Another illustration of the fact that language and direction metadata are semantically different things can be seen in situations where it is not possible to link direction with language. For example, suppose you want to display Chinese, Japanese, Berber, or Egyptian hieroglyphic text from right to left. To do so in HTML you are likely to apply some styling or use the bdo element to override the Unicode Bidirectional Algorithm and order the characters as needed. The bdo element requires some direction to be specified, but this has nothing to do with the language of the text, and the override factor cannot be derived from the language. Here we are using direction metadata in a way that is completely disconnected way from the language involved. That direction may also need to be scriptable, separately from the language.

Legacy usage

Reengineering HTML to derive direction information from lang attributes would require a massive amount of change to HTML and its parser (for little perceived benefit). Apart from adding support for the vital property of bidi isolation to the handling of the lang attribute, inheritance models would need to be carefully coordinated, behaviour would need to be changed for more than just the dir attribute, including bdi, bdo, output, and form fields, CSS would need to be changed to enable partially matched selectors to be applied to tags with language attributes for any language, and even then computed values would need to be maintained and scripted separately anyway (eg. to allow the base direction to be changed for text in Chinese); etc, etc.
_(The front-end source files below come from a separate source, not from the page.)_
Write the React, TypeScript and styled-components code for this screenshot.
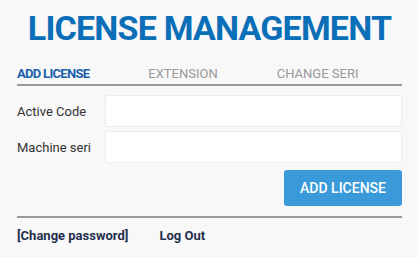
import styled, { createGlobalStyle } from 'styled-components';

const GlobalStyle = createGlobalStyle`
   body {
      margin: 0;
      background: #f8f8f8;
      font-family: Roboto, 'Liberation Sans', Arial, sans-serif;
   }
`;

const Container = styled.div`
   padding: 0 16px 0 17px;
`;

const Title = styled.h1`
   margin: 0;
   padding-top: 10px;
   text-align: center;
   white-space: nowrap;
   font-size: 34px;
   line-height: 36px;
   font-weight: 700;
   color: #0b6fb8;
   letter-spacing: -0.8px;
`;

const Tabs = styled.div`
   display: flex;
   gap: 59px;
   margin-top: 20px;
   padding-bottom: 3px;
   border-bottom: 2px solid #9a9a9a;
`;

const Tab = styled.div<{ $active?: boolean }>`
   font-size: 13px;
   line-height: 15px;
   font-weight: ${(p) => (p.$active ? 700 : 400)};
   letter-spacing: ${(p) => (p.$active ? '-0.7px' : '0')};
   color: ${(p) => (p.$active ? '#1a5fab' : '#999')};
   cursor: pointer;
`;

const Form = styled.form`
   display: flex;
   flex-direction: column;
   gap: 4px;
   margin-top: 9px;
`;

const Row = styled.div`
   display: flex;
   align-items: center;
`;

const Label = styled.label`
   width: 88px;
   flex-shrink: 0;
   font-size: 13px;
   color: #333;
`;

const Input = styled.input`
   flex: 1;
   height: 32px;
   box-sizing: border-box;
   border: 1px solid #ececec;
   border-radius: 2px;
   background: #fff;
   outline: none;
   padding: 0 8px;
   font-family: inherit;
`;

const Actions = styled.div`
   display: flex;
   justify-content: flex-end;
   margin-top: 3px;
`;

const Button = styled.button`
   width: 118px;
   height: 36px;
   border: none;
   border-radius: 3px;
   background: #3a9ad9;
   color: #fff;
   font-family: inherit;
   font-size: 14px;
   font-weight: 500;
   cursor: pointer;
`;

const Footer = styled.div`
   display: flex;
   gap: 31px;
   margin-top: 10px;
   padding-top: 10px;
   border-top: 2px solid #9a9a9a;
`;

const Link = styled.a`
   font-size: 13px;
   font-weight: 700;
   color: #24304d;
   text-decoration: none;
   cursor: pointer;
`;

const App = () => {
   return (
      <>
         <GlobalStyle />
         <Container>
            <Title>LICENSE MANAGEMENT</Title>
            <Tabs>
               <Tab $active>ADD LICENSE</Tab>
               <Tab>EXTENSION</Tab>
               <Tab>CHANGE SERI</Tab>
            </Tabs>
            <Form onSubmit={(e) => e.preventDefault()}>
               <Row>
                  <Label>Active Code</Label>
                  <Input />
               </Row>
               <Row>
                  <Label>Machine seri</Label>
                  <Input />
               </Row>
               <Actions>
                  <Button type="submit">ADD LICENSE</Button>
               </Actions>
            </Form>
            <Footer>
               <Link>[Change password]</Link>
               <Link>Log Out</Link>
            </Footer>
         </Container>
      </>
   );
};

export default App;
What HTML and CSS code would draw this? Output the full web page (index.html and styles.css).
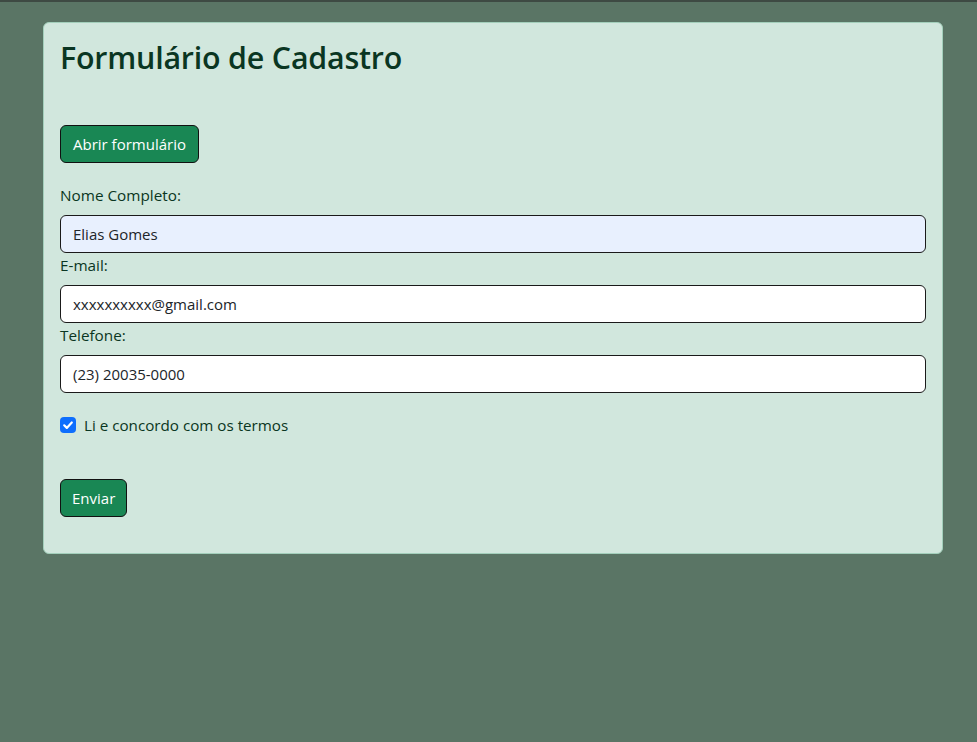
FILE: index.html
```html
<!DOCTYPE html>
<html lang="pt-BR">
<head>
<meta charset="utf-8">
<title>Formulário de Cadastro</title>
<link rel="stylesheet" href="styles.css">
</head>
<body>
<div class="topline"></div>
<main class="card">
  <h1 class="title">Formulário de Cadastro</h1>
  <button class="btn btn-open" type="button">Abrir formulário</button>
  <form class="form">
    <label class="label" for="nome">Nome Completo:</label>
    <input class="input input-autofill" id="nome" type="text" value="Elias Gomes">
    <label class="label" for="email">E-mail:</label>
    <input class="input" id="email" type="text" value="xxxxxxxxxx@gmail.com">
    <label class="label" for="tel">Telefone:</label>
    <input class="input" id="tel" type="text" value="(23) 20035-0000">
    <div class="check">
      <span class="check-box"><svg viewBox="0 0 16 16" width="16" height="16"><path d="M4.2 8.3l2.6 2.6 5-5.4" fill="none" stroke="#fff" stroke-width="2.2" stroke-linecap="round" stroke-linejoin="round"/></svg></span>
      <span class="check-label">Li e concordo com os termos</span>
    </div>
    <button class="btn btn-send" type="button">Enviar</button>
  </form>
</main>
</body>
</html>
```
FILE: styles.css
```css
* { box-sizing: border-box; }
html, body { margin: 0; padding: 0; }
body {
  background: #5a7565;
  font-family: "Open Sans", "Noto Sans", sans-serif;
  color: #0a3622;
  min-height: 742px;
}
.topline {
  height: 2px;
  background: #3e4a43;
}
.card {
  margin: 20px 0 0 43px;
  width: 900px;
  background: #d1e7dd;
  border: 1px solid #a3cfbb;
  border-radius: 6px;
  padding: 16px 16px 36px;
}
.title {
  margin: 0 0 48px;
  font-size: 30.4px;
  font-weight: 600;
  line-height: 38px;
  color: #0a3622;
  letter-spacing: -0.2px;
}
.btn {
  display: block;
  height: 38px;
  padding: 0 12px;
  background: #198754;
  color: #fff;
  border: 1px solid #111;
  border-radius: 6px;
  font-family: inherit;
  font-size: 15px;
  line-height: 36px;
}
.btn-send { padding: 0 11px; }
.form {
  display: flex;
  flex-direction: column;
  align-items: flex-start;
  margin-top: 20px;
}
.label {
  font-size: 15.3px;
  line-height: 24px;
  margin-bottom: 8px;
  color: #0a3622;
}
.input {
  width: 100%;
  height: 38px;
  padding: 0 12px;
  background: #fff;
  border: 1px solid #1a1a1a;
  border-radius: 6px;
  font-family: inherit;
  font-size: 15px;
  color: #212529;
  outline: none;
}
.input-autofill { background: #e8f0fe; }
.check {
  display: flex;
  align-items: center;
  gap: 8px;
  margin-top: 20px;
  height: 24px;
}
.check-box {
  width: 16px;
  height: 16px;
  border-radius: 4px;
  background: #0d6efd;
  display: flex;
}
.check-label {
  font-size: 15.2px;
  color: #0a3622;
}
.btn-send { margin-top: 42px; }
```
(Note that language metadata in the lang attribute has no bearing on the operation of the Unicode Bidirectional Algorithm.)

In addition to the engineering problem, having worked to help users understand how to work with bidi content for quite some time now, we should expect quite a bit of confusion to arise when there are different approaches available. And there'd be new things to learn, eg. users would need to begin using language tags for ISBN numbers or MAC addresses, where they didn't before.